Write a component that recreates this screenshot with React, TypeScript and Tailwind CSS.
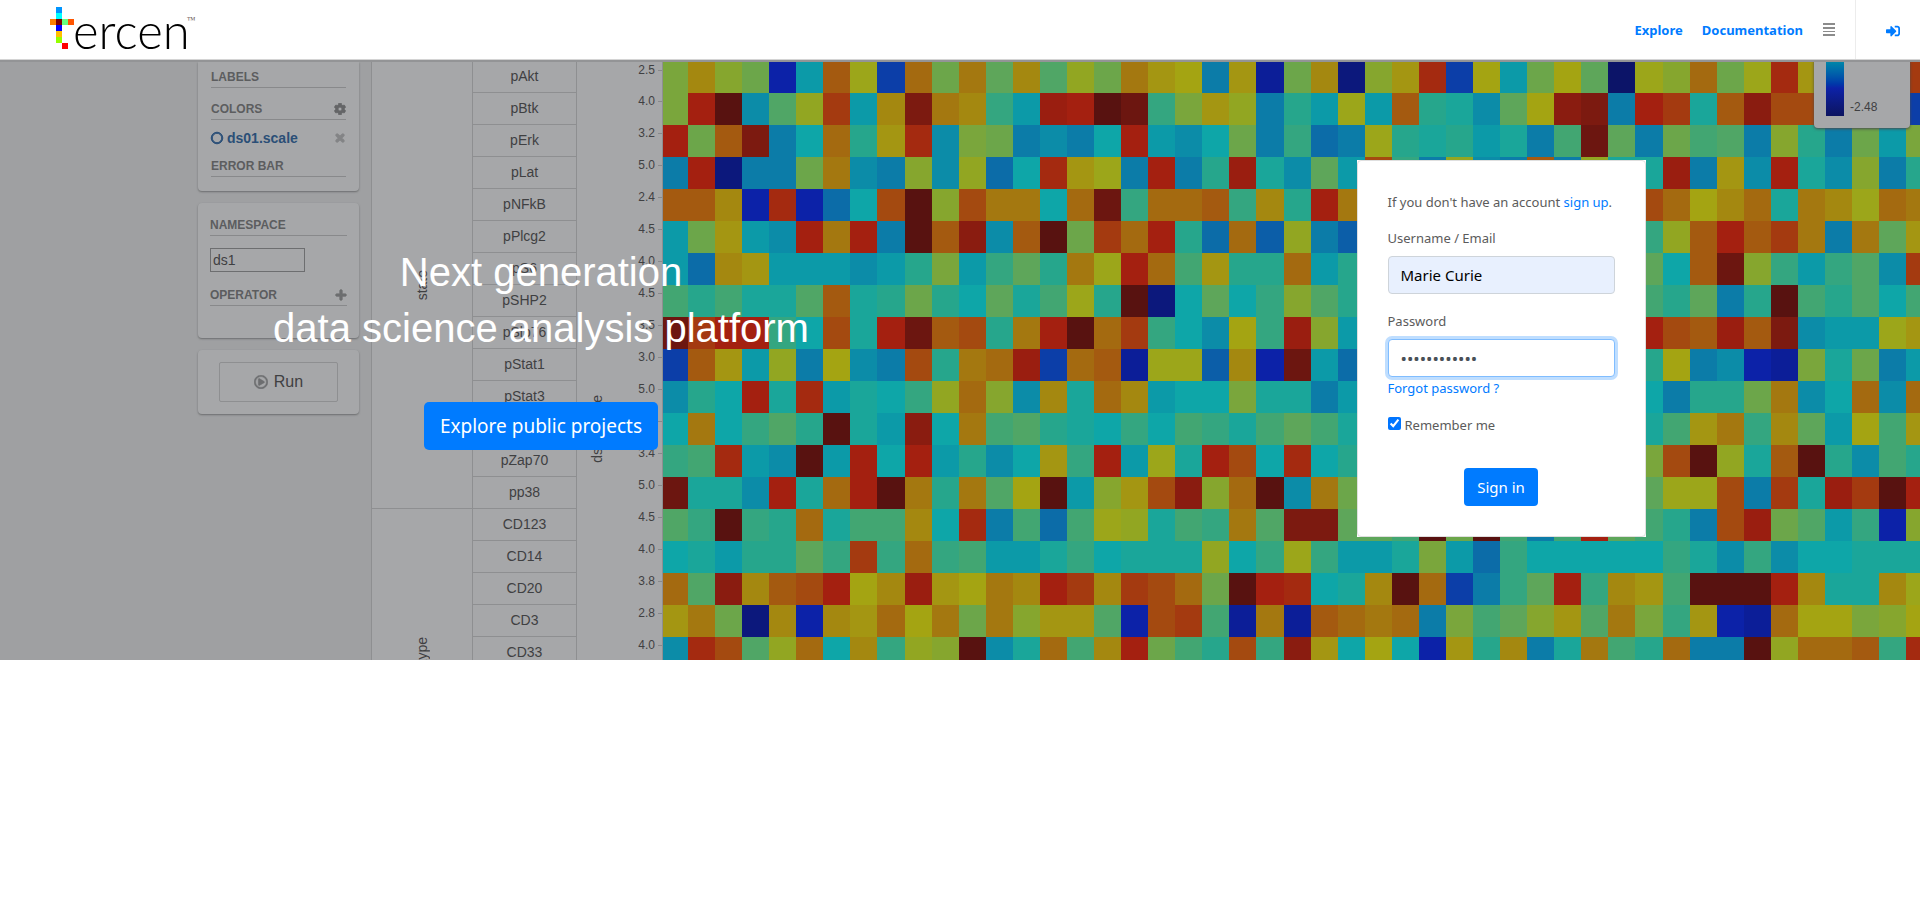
import { useState } from "react";
import type { ReactNode } from "react";
import { FaCog, FaPlus, FaRegCircle, FaRegPlayCircle, FaSignInAlt, FaTimes } from "react-icons/fa";

const PALETTE: Record<string, string> = {
  a: "#0c1468", b: "#0c187c", c: "#0c1e98", d: "#0c22a8", e: "#0c3ea8", f: "#0c5ea8", g: "#0c6ca8",
  h: "#0c7ca8", i: "#0c8ca8", j: "#0c9aa8", k: "#0ea6a8", l: "#1aa69a", m: "#26a68c", n: "#34a680",
  o: "#42a672", p: "#50a666", q: "#5ea65a", r: "#6ca64a", s: "#7aa63c", t: "#86a62e", u: "#92a622",
  v: "#9ca61a", w: "#a4a412", x: "#a49612", y: "#a48810", z: "#a47810", A: "#a46a10", B: "#a45a10",
  C: "#a44a10", D: "#a43a10", E: "#a42a10", F: "#a42010", G: "#9a1e10", H: "#8a1c10", I: "#7c1a10",
  J: "#6c1610", K: "#581210",
};

const HEATMAP = [
  "sytrdjBveArzqypurzxwhxcrybtxEewjrwqavtArvExxxxD",
  "sFKipuDjyIzynjGFKJnsxuhmjvjBmliqwHIhFDlBHCCCCCe",
  "FrBIhkAmxEisrhihkFjikrhnghvmlmjlhoJqhrophtmhrjs",
  "hFbhhrzihtiugkExvhFhmGliqjCnhuihBhullGhxiFlithm",
  "BBydEdgkCKtCzzkAJnAABnymFzmmmmmmmmmmCAwyAlzyvAz",
  "jrxjiFzFhKBHiBKrDAFmgAfuhfmmmmmmmmmmnuBFBDzhzqx",
  "jgyxjjjijmsjnqmzvFAoxmmAjmmmmmmmmmmmqkBJtnjnpiD",
  "omollpBlmrmkqlovmKbkqkntpmmmmmmmmmmmomqhmKompko",
  "JDFFnkClFJBCmzFKADnkiwnGtjmmmmmmmmmmFCBGBIijjvx",
  "eBxjuhwihCmzAGeABcvvfydJjgmmmmmmmmmmmwhidcslrhj",
  "imkFlEjlknuAtiylAyjkksllhjmmmmmmmmmmkhmmrzikAiA",
  "kzknpmKljHkzopmlknkonloqolmmmmmmmmmmloxznyqjwox",
  "noEjiKjFkFjmikxnFjvlFCkEkmmmmmmmmmmmsCKulBKmiom",
  "JlliFlAFKzmzpwKjtxCHtAKizrmmmmmmmmmmqvvChDlGDKF",
  "pnKnmAlooykEhogovulonzpIIqqoKrKohoFqomhCGrpjndt",
  "kljmmqnDnAnojjlnkllluknvnjjlsjgnkkkkknlinikklll",
  "ApHyBCFwyGxwzyFDyDCArKFEklyKAehnqFnyxoKKKFyllyv",
  "xzrbydyxAwzrztxxpdCDoczcBAzAhsoqtxpzsnxdcAwwstw",
  "iECpuAkynutKilAoyFromCnHxkwkdxmyhlzomAhhKuAABnE",
];

const MARKERS = [
  "pAkt", "pBtk", "pErk", "pLat", "pNFkB", "pPlcg2", "pS6", "pSHP2", "pSlp76", "pStat1", "pStat3",
  "pStat5", "pZap70", "pp38", "CD123", "CD14", "CD20", "CD3", "CD33",
];

const TICKS = [
  "2.5", "4.0", "3.2", "5.0", "2.4", "4.5", "4.0", "4.5", "3.5", "3.0", "5.0", "4.0", "3.4", "5.0",
  "4.5", "4.0", "3.8", "2.8", "4.0",
];

const FIRST_COLUMN = 25;
const COLUMN = 27.07;
const ROW = 32;

function Heatmap() {
  return (
    <svg
      className="h-full min-w-0 flex-1"
      viewBox="0 0 1257 598"
      preserveAspectRatio="xMinYMin slice"
      aria-hidden="true"
    >
      {HEATMAP.map((line, row) =>
        line.split("").map((level, column) => (
          <rect
            key={`${row}-${column}`}
            x={column === 0 ? 0 : Math.round(FIRST_COLUMN + (column - 1) * COLUMN)}
            y={row === 0 ? 0 : row * ROW - 1}
            width={28}
            height={ROW}
            fill={PALETTE[level]}
          />
        )),
      )}
    </svg>
  );
}

function Logo() {
  return (
    <svg className="h-[54px] w-[150px]" viewBox="50 0 150 54" role="img" aria-label="tercen">
      <g shapeRendering="crispEdges">
        <rect x="56" y="7" width="6" height="6" fill="#0095ff" />
        <rect x="56" y="13" width="6" height="6" fill="#00ffff" />
        <rect x="50" y="19" width="6" height="6" fill="#ff8000" />
        <rect x="56" y="19" width="6" height="6" fill="#800000" />
        <rect x="62" y="19" width="6" height="6" fill="#66ff80" />
        <rect x="68" y="19" width="6" height="6" fill="#ff5500" />
        <rect x="56" y="25" width="6" height="6" fill="#0000ff" />
        <rect x="56" y="31" width="6" height="6" fill="#ffbf00" />
        <rect x="56" y="37" width="6" height="6" fill="#95ff00" />
        <rect x="62" y="43" width="6" height="6" fill="#ff0000" />
      </g>
      <text x="73" y="49" fontFamily="Lato, sans-serif" fontWeight="300" fontSize="49" fill="#000">
        ercen
      </text>
      <text x="187" y="23" fontFamily="Liberation Serif, serif" fontSize="9" fill="#6b5a5a">
        ™
      </text>
    </svg>
  );
}

function SideHeading({ children, icon }: { children: string; icon?: ReactNode }) {
  return (
    <div className="flex h-[22px] items-center justify-between border-b border-[#88898b] text-xs font-bold text-[#5c5d5f]">
      <span>{children}</span>
      {icon}
    </div>
  );
}

function Backdrop() {
  return (
    <div className="absolute inset-0 flex overflow-hidden border-t-2 border-[#939496] bg-[#9fa0a2] font-['Liberation_Sans',sans-serif] text-sm text-[#3f4042]">
      <div className="ml-[198px] flex w-[161px] shrink-0 flex-col gap-3">
        <div className="h-[129px] rounded-b-sm bg-[#a6a7a9] px-[13px] pt-1 shadow-[0_1px_2px_#6b6c6e]">
          <SideHeading>LABELS</SideHeading>
          <div className="pt-[10px]">
            <SideHeading icon={<FaCog className="text-[#646567]" stroke="currentColor" strokeWidth={30} />}>COLORS</SideHeading>
          </div>
          <div className="flex h-[35px] items-center gap-1 font-bold text-[#2b4f77]">
            <FaRegCircle className="size-3 overflow-visible" stroke="currentColor" strokeWidth={40} />
            <span>ds01.scale</span>
            <FaTimes className="ml-auto size-3 text-[#838486]" stroke="currentColor" strokeWidth={50} />
          </div>
          <SideHeading>ERROR BAR</SideHeading>
        </div>
        <div className="h-[135px] rounded-sm bg-[#a6a7a9] px-3 pt-[11px] shadow-[0_1px_2px_#6b6c6e]">
          <SideHeading>NAMESPACE</SideHeading>
          <div className="mt-3 flex h-6 w-[95px] items-center border border-[#6d6e70] px-[2px]">ds1</div>
          <div className="pt-3">
            <SideHeading icon={<FaPlus className="text-[#6d6e70]" stroke="currentColor" strokeWidth={40} />}>OPERATOR</SideHeading>
          </div>
        </div>
        <div className="rounded-sm bg-[#a6a7a9] px-[21px] py-3 shadow-[0_1px_2px_#6b6c6e]">
          <div className="flex h-10 items-center justify-center gap-[6px] rounded-xs border border-[#8e8f91] text-base">
            <FaRegPlayCircle className="size-[14px] text-[#6d6e70]" stroke="currentColor" strokeWidth={20} />
            Run
          </div>
        </div>
      </div>

      <div className="ml-3 flex w-[292px] shrink-0 border-x border-[#8e8f91] bg-[#a6a7a9]">
        <div className="flex w-[101px] flex-col items-center border-r border-[#8e8f91]">
          <div className="flex h-[447px] w-full items-center justify-center border-b border-[#8e8f91]">
            <span className="rotate-180 [writing-mode:vertical-rl]">state</span>
          </div>
          <div className="flex flex-1 items-end">
            <span className="-mb-7 rotate-180 [writing-mode:vertical-rl]">cell.type</span>
          </div>
        </div>
        <div className="w-[104px] border-r border-[#8e8f91]">
          {MARKERS.map((marker) => (
            <div key={marker} className="flex h-8 items-center justify-center border-b border-[#8e8f91] pb-[2px] first:h-[31px]">
              {marker}
            </div>
          ))}
        </div>
        <div className="flex flex-1">
          <div className="flex flex-1 items-start pt-[333px] pl-[10px]">
            <span className="rotate-180 [writing-mode:vertical-rl]">ds01.value</span>
          </div>
          <div className="text-xs">
            {TICKS.map((tick, index) => (
              <div key={index} className="flex h-8 items-start gap-[3px] first:h-[31px]">
                <span>{tick}</span>
                <span className="mt-2 h-px w-1 bg-[#88898b]" />
              </div>
            ))}
          </div>
        </div>
      </div>

      <Heatmap />

      <div className="absolute -top-[2px] right-[10px] flex h-[68px] w-24 gap-[6px] rounded-b-sm bg-[#a6a7a9] pl-3 text-xs shadow-[0_1px_3px_#4b4c4e]">
        <div className="h-14 w-[18px] bg-linear-to-b from-[#0c8ca8] via-[#0c22a8] to-[#0c1460]" />
        <span className="pt-[39px]">-2.48</span>
      </div>
    </div>
  );
}

function LoginForm() {
  const [user, setUser] = useState("Marie Curie");
  const [password, setPassword] = useState("mariecurie12");
  const [remember, setRemember] = useState(true);

  return (
    <div className="bg-white">
      <form
        onSubmit={(event) => event.preventDefault()}
        className="flex w-[289px] flex-col rounded-sm border border-[#dfdfdf] bg-white px-[30px] pt-[31px] pb-[30px] text-[13px] leading-5 text-[#5b5b5b]"
      >
        <p className="whitespace-nowrap">
          If you don't have an account <a href="#signup" className="text-[#007bff]">sign up</a>.
        </p>
        <label htmlFor="user" className="mt-4">Username / Email</label>
        <input
          id="user"
          type="text"
          value={user}
          onChange={(event) => setUser(event.target.value)}
          className="mt-2 h-[38px] w-full rounded-sm border border-[#ced4da] bg-[#e8f0fe] px-3 text-[15px] text-black outline-none"
        />
        <label htmlFor="password" className="mt-[17px]">Password</label>
        <input
          id="password"
          type="password"
          value={password}
          onChange={(event) => setPassword(event.target.value)}
          className="mt-2 h-[38px] w-full rounded-sm border border-[#80bdff] bg-white px-3 text-[17px] text-[#495057] ring-3 ring-[#bfdeff] outline-none"
        />
        <a href="#forgot" className="mt-px self-start text-[#007bff]">Forgot password ?</a>
        <div className="mt-[17px] flex items-start gap-1">
          <input
            id="remember"
            type="checkbox"
            checked={remember}
            onChange={(event) => setRemember(event.target.checked)}
            className="mt-[2px] size-[13px] accent-[#0075ff]"
          />
          <label htmlFor="remember">Remember me</label>
        </div>
        <button type="submit" className="mt-[33px] h-[38px] self-center rounded-sm bg-[#007bff] px-[13px] text-[15px] text-white">
          Sign in
        </button>
      </form>
    </div>
  );
}

export default function App() {
  return (
    <div className="min-h-screen bg-white font-['Noto_Sans',sans-serif]">
      <header className="flex h-[60px] items-center justify-between border-b border-[#d4d4d4] pl-[50px]">
        <a href="#home" className="h-full"><Logo /></a>
        <nav className="flex h-full items-center text-[13px] font-bold text-[#007bff]">
          <a href="#explore" className="pt-[3px]">Explore</a>
          <a href="#documentation" className="ml-[19px] pt-[3px]">Documentation</a>
          <button type="button" aria-label="Menu" className="mx-5 text-[#8c8c8c]">
            <svg className="h-[14px] w-3" viewBox="0 0 12 14" fill="currentColor" shapeRendering="crispEdges">
              <rect y="0" width="12" height="2" />
              <rect y="4" width="12" height="2" />
              <rect y="8" width="12" height="1" />
              <rect y="11" width="12" height="2" />
            </svg>
          </button>
          <a href="#login" aria-label="Sign in" className="flex h-full items-center border-l border-[#ececec] pt-[3px] pr-5 pl-[30px]">
            <FaSignInAlt className="size-[14px]" />
          </a>
        </nav>
      </header>
      <main className="relative isolate grid min-h-[600px] grid-cols-2">
        <Backdrop />
        <section className="relative flex flex-col items-center pt-[184px] pl-[122px]">
          <h1 className="text-center font-['Liberation_Sans',sans-serif] text-[40px] leading-[56px] text-white">
            Next generation
            <br />
            data science analysis platform
          </h1>
          <a href="#projects" className="mt-[46px] flex h-12 items-center rounded-[5px] bg-[#007bff] px-4 pt-px text-[19px] text-white">
            Explore public projects
          </a>
        </section>
        <section className="relative flex flex-col items-center pt-[100px] pl-[122px]">
          <LoginForm />
        </section>
      </main>
    </div>
  );
}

** DIRECTIONS **
Return, unchanged, the lines from the first line of the material through the line that holds "FaRegPlayCircle, FaSignInAlt, FaTimes", inclusive, omitting pictures.

** RESPONSE **
Write a component that recreates this screenshot with React, TypeScript and Tailwind CSS.
import { useState } from "react";
import type { ReactNode } from "react";
import { FaCog, FaPlus, FaRegCircle, FaRegPlayCircle, FaSignInAlt, FaTimes } from "react-icons/fa";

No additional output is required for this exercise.